Set task:
Your copy of the material must match it exactly, except that pictures are dropped.

── Recorded data

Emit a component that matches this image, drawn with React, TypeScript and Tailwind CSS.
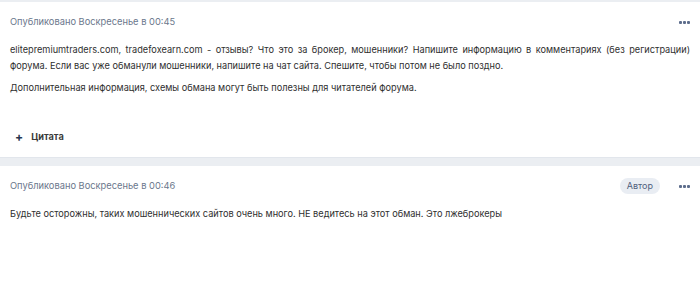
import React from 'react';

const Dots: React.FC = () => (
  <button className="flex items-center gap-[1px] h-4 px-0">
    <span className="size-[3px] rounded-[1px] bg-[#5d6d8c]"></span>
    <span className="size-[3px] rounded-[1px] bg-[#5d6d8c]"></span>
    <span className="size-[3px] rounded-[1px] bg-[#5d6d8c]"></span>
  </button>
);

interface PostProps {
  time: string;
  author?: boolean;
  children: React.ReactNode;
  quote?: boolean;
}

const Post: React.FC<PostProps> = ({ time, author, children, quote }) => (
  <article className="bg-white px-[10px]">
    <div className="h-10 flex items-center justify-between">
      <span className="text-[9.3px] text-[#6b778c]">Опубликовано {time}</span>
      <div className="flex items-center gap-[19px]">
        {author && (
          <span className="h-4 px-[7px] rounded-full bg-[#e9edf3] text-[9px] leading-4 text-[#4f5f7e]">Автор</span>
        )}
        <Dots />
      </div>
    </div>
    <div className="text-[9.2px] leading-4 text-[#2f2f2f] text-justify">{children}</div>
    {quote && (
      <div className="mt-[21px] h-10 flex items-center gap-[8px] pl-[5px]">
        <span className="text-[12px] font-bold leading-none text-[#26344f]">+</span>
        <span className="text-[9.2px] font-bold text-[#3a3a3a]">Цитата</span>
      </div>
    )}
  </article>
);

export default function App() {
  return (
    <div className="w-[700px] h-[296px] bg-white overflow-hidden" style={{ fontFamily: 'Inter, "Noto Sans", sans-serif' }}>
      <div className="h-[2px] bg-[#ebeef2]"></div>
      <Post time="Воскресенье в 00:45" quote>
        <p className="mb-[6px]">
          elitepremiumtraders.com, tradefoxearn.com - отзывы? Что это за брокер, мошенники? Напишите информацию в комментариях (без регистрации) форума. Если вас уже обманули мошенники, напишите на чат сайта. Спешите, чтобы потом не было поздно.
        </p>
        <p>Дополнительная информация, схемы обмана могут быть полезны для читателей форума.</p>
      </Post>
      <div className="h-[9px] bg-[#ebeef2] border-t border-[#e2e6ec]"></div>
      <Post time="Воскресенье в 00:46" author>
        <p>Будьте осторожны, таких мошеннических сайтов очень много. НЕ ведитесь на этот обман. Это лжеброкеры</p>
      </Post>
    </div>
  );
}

────

Exercise result:
Emit a component that matches this image, drawn with React, TypeScript and Tailwind CSS.
import React from 'react';

const Dots: React.FC = () => (
  <button className="flex items-center gap-[1px] h-4 px-0">
    <span className="size-[3px] rounded-[1px] bg-[#5d6d8c]"></span>
    <span className="size-[3px] rounded-[1px] bg-[#5d6d8c]"></span>
    <span className="size-[3px] rounded-[1px] bg-[#5d6d8c]"></span>
  </button>
);

interface PostProps {
  time: string;
  author?: boolean;
  children: React.ReactNode;
  quote?: boolean;
}

const Post: React.FC<PostProps> = ({ time, author, children, quote }) => (
  <article className="bg-white px-[10px]">
    <div className="h-10 flex items-center justify-between">
      <span className="text-[9.3px] text-[#6b778c]">Опубликовано {time}</span>
      <div className="flex items-center gap-[19px]">
        {author && (
          <span className="h-4 px-[7px] rounded-full bg-[#e9edf3] text-[9px] leading-4 text-[#4f5f7e]">Автор</span>
        )}
        <Dots />
      </div>
    </div>
    <div className="text-[9.2px] leading-4 text-[#2f2f2f] text-justify">{children}</div>
    {quote && (
      <div className="mt-[21px] h-10 flex items-center gap-[8px] pl-[5px]">
        <span className="text-[12px] font-bold leading-none text-[#26344f]">+</span>
        <span className="text-[9.2px] font-bold text-[#3a3a3a]">Цитата</span>
      </div>
    )}
  </article>
);

export default function App() {
  return (
    <div className="w-[700px] h-[296px] bg-white overflow-hidden" style={{ fontFamily: 'Inter, "Noto Sans", sans-serif' }}>
      <div className="h-[2px] bg-[#ebeef2]"></div>
      <Post time="Воскресенье в 00:45" quote>
        <p className="mb-[6px]">
          elitepremiumtraders.com, tradefoxearn.com - отзывы? Что это за брокер, мошенники? Напишите информацию в комментариях (без регистрации) форума. Если вас уже обманули мошенники, напишите на чат сайта. Спешите, чтобы потом не было поздно.
        </p>
        <p>Дополнительная информация, схемы обмана могут быть полезны для читателей форума.</p>
      </Post>
      <div className="h-[9px] bg-[#ebeef2] border-t border-[#e2e6ec]"></div>
      <Post time="Воскресенье в 00:46" author>
        <p>Будьте осторожны, таких мошеннических сайтов очень много. НЕ ведитесь на этот обман. Это лжеброкеры</p>
      </Post>
    </div>
  );
}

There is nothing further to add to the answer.